The road to future growth, however, is filled with ruts. With U.S. cellular subscriptions having reached the equivalent of 84 percent of the entire U.S. population in mid-2008, CTIA and Census Bureau statistics show, net-new subscriber growth keeps on falling. Unit and dollar handset sell-through, excluding enterprise purchases, fell 15 percent and 5 percent, respectively, in the U.S. in 2008 following 2007's 2 percent unit gain and 27 percent dollar gain, NPD found in its consumer surveys (see p. 36.)
Market researcher IDC estimated factory-level sales of handsets in the U.S. fell 4.7 percent in 2008 and will fall 14.8 percent this year before picking up again in 2010, when IDC expects sales to grow 6.1 percent. Those figures reflect devices destined for purchase by enterprises and consumers.
Reduced consumer interest in buying a new phone reflects reduced interest in paying for extra services during tough economic times. A March survey of adult consumers by the New Millennium Research Council, a Washington-based research group, found that 39 percent of consumers with a contract-based cellphone, or 60.3 million people, are likely to cut back cellphone service if the economy gets worse over the following six months.

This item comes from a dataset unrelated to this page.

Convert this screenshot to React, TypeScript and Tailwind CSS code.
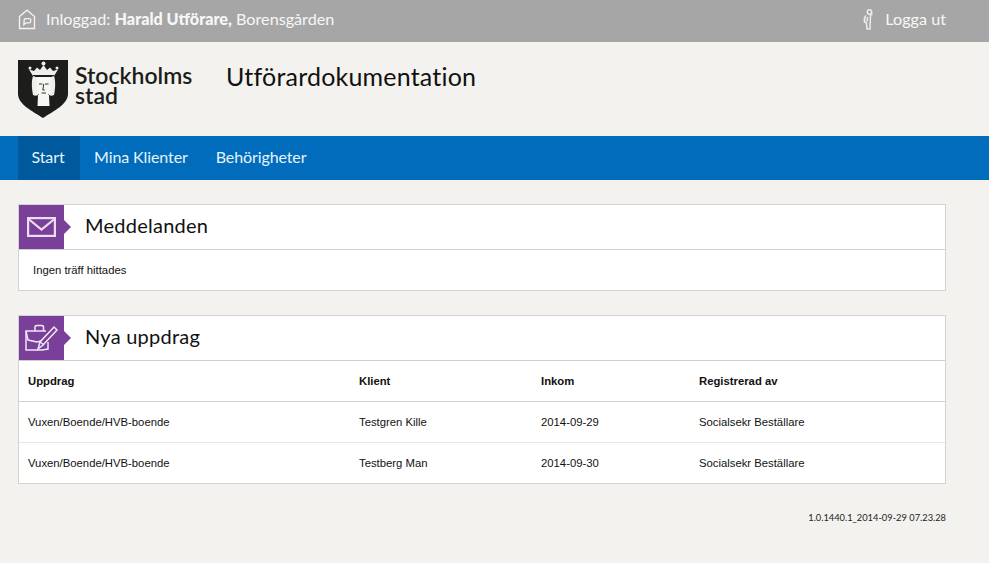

Among contract-phone users who subscribe to extra non-voice services such as texting or Internet access, the survey found that 8 percent would very likely cut some extras if the economy gets worse in the next six months, and 21 percent said they were somewhat likely to do so.
The council, which focuses on telecommunications and technology research, also concluded that 19 percent of adults who don't own a cellphone had disconnected service within the past six months because of actual job loss, fear of job loss, the recession or other related financial concerns. That percentage represents about 8.74 million consumers.
The CTIA show's attendance and exhibitor counts will reflect such numbers. Show management expects the number of attendees and exhibitors to drop from last year's 40,000 attendees and 1,200 booths, but it expects the people who show up to be better qualified. “We've been down this road before with the economy,” said show director Robert Mesirow. “You lose a lot of tire kickers and get a real concentration of serious attendees.” In the current environment, he added, attendees “have time to look for acquisitions and get more innovative themselves.” Innovations include advances in enterprise applications and vertical markets, he said.
For consumer users, some of the innovations here at the show, said Strategy Analytic's Joy, could include firmer plans for deploying 4G LTE and Mobile WiMAX networks, packaging wireless-embedded cameras and netbooks with new types of rate plans, and more smartphones, whose unit sales have risen in the U.S. despite declining handset sales overall.
U.S. smartphone sales by vendors grew 68.2 percent in 2008 and will rise 7.9 percent in 2009, then surge again at a 28.4 percent rate in 2010, according to IDC forecasts.
Smartphones and touch-screen-equipped phones will likely dominate show introductions. They'll include Windows Mobile 6.1 smartphones and at least one Windows Mobile 6.5 model, a hybrid cellphone/satellite phone. More Android-based phones are expected in the second half to join HTC's lone model in the U.S., but it wasn't certain at press time whether they would be introduced at the show.
Also at the show, startup prepaid carrier Zer01 will announce a commercial launch date for its $69.99/month unlimited mobile VoIP and data service, which will be sold through multiple distribution channels, including on-line and brick-and-mortar retailers.
The $69.99/month plan includes unlimited calling throughout the U.S. For another $10/month, consumers can get unlimited international calling to 40 countries. There are no additional taxes or fees except for a $30 activation charge.
The service will bypass carriers' circuit-switched channels, sending voice as VoIP-based packets over carriers' packet-based GPRS, EDGE, or HSDPA data channels to a virtual private network (VPN) that in turn accesses the public Internet.